When Romanians' desperation finally turned to anger, and the demonstrations against the Ceausescu regime got under way just before Christmas 1989, Brucan joined the fledgling NSF that took power and became one of the 11 members of its Executive Bureau. He justified the summary trial and execution of the Ceausescu couple on Christmas Day - which was repeatedly shown on TV - on the grounds that it helped put an end to resistance by Ceausescu loyalists in the Securitate secret police.

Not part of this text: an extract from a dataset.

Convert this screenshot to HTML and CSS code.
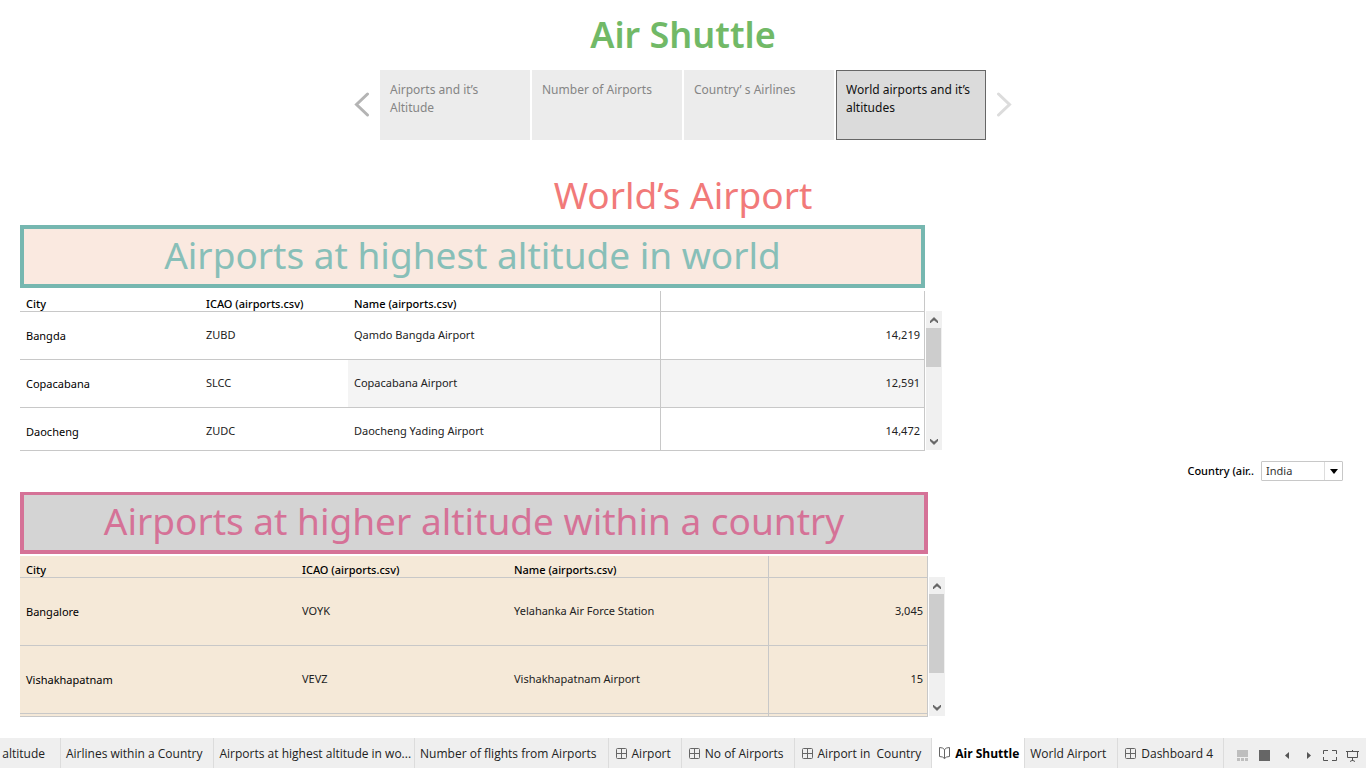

During those heady days, Brucan, who was in charge of the NSF's committee for foreign affairs, appeared frequently in the media and was always on hand to speak to foreign journalists. He was also an influential figure behind the scenes where along with the NSF's leader, Ion Iliescu, he represented the ex-Communist forces that favoured a managed transition to democracy and a very gradual shift towards a market economy. In early February 1990 he stepped down from the NSF's Executive Bureau, saying he had become disillusioned with the rising tide of careerism and faction-fighting among his colleagues.

There was also another reason for Brucan's resignation. It followed widespread republication in the Romanian media of remarks he had made to The Independent in which he implied that the role of the masses in Romania's new democracy would be to vote for their intellectual betters. In the face of mounting controversy, Brucan disowned those comments. However, they were in line with his general quasi-Marxist theories about the changing importance of different social classes in the era of the new information revolution, which favoured the educated élite over the workers.

Brucan also earned notoriety with his declaration that Romania would need 20 years for democracy to take root. Since then many Romanians have come to agree with that assessment - including President Traian Basescu, who said so in his eulogy after Brucan's death. Brucan's bold and critical analyses of Romania's post-Communist development helped earn him respect even among political opponents and secured him a regular slot on television until close to his death.